The man was kneeling in front of the gas stove. He was slumped forward, his head in the oven.
The detective reached behind him, took the flashlight from Wurtzel’s hand, walked quickly to the stove. He bent over the man’s
shoulder, trying to get a look at the face. As he touched him, the man toppled over, made a horrid, lifeless plop as he struck the floor, where he lay stiffly in the same stooped position. He must have been dead some time. Rigor mortis was complete.
Kilkenny had never seen the dead man before, and as the face was livid and swollen, it was several seconds before he realized that he had seen his photograph. Even the superintendent did not recognize the distorted features at once. It was not until the detective prompted him with “Tenant of yours, ain’t it?” that he exclaimed, “Why, it’s Mr. Grove! But how could he commit suicide by sticking his head in that oven? The gas hasn’t been turned on in this apartment since last July.”

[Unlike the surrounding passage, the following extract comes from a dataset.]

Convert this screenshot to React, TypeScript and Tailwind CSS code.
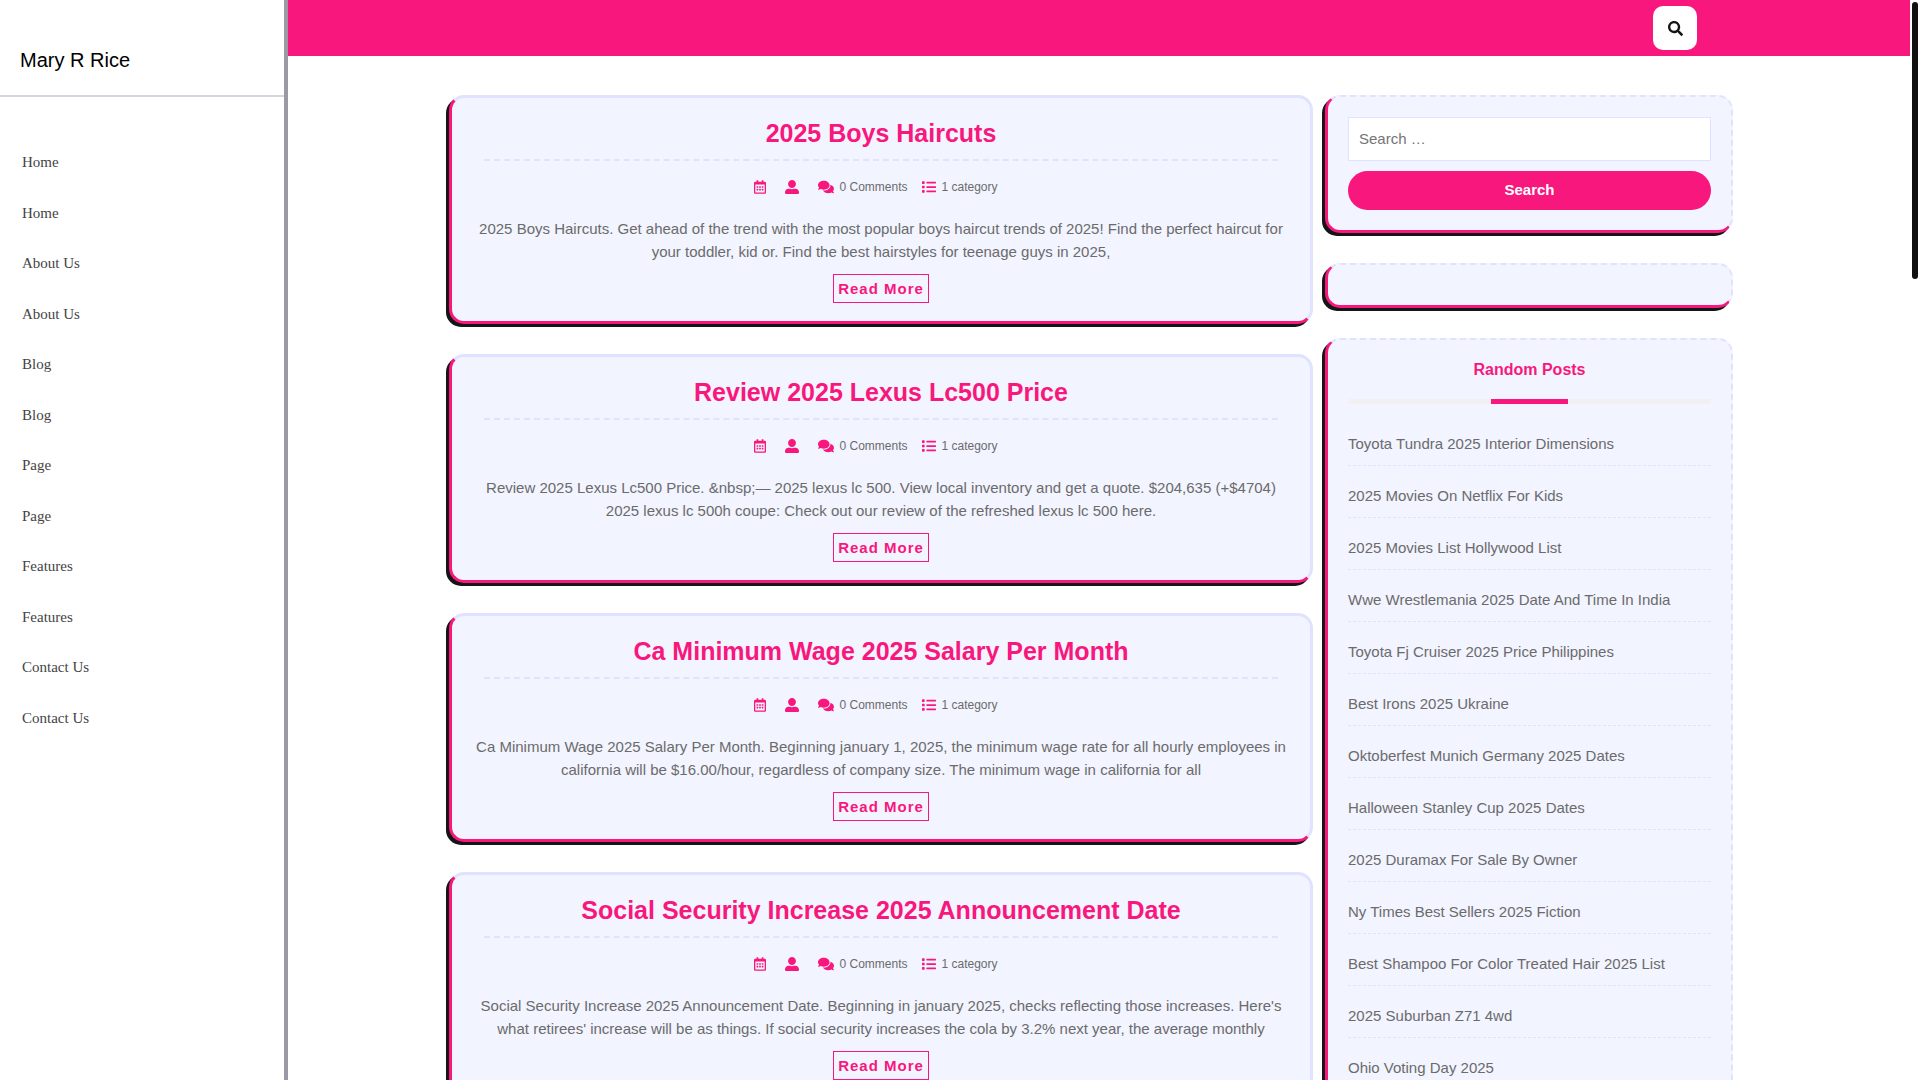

“Grove didn’t commit suicide,” the detective said. “He’s got rags stuffed in his mouth. He was strangled, unless—Hello, what’s this?” He bent over the corpse, intent on a gleam of metal protruding from the dead man’s pocket. With the tip of a pencil, he lifted the pocket flap open so he could see better. “Unless I miss my guess,” he said, “that is the twenty-five-caliber Belgian F.N. that shot Pierre Laurence.”
XXV
IT WAS SEVERAL HOURS after Barney had left that Vivian Sanderson’s recollections began to assume a useful and orderly pattern. Vivian was not really surprised, because no girl could be expected to think straight in a borrowed negligee, and contact with the subway tracks had done for the dress she wore when she came to the hospital. A student nurse volunteered to go to Vivian’s apartment for a fresh wardrobe, but the afternoon was well advanced before she could get away.
The student nurse could not know, of course, that a girl reporter from the Journal-American had been practically camping on the doorstep of Vivian’s apartment since early morning. The girl reporter knew that any woman, even a woman being hidden by the police, would sooner or later send for her own things, so she waited until someone came out of Vivian’s apartment with a package or an overnight bag. The reporter followed the student nurse back to the hospital, but since she did not succeed in crashing the barriers to Vivian’s room, Vivian had no way of knowing that her hiding-place had been discovered.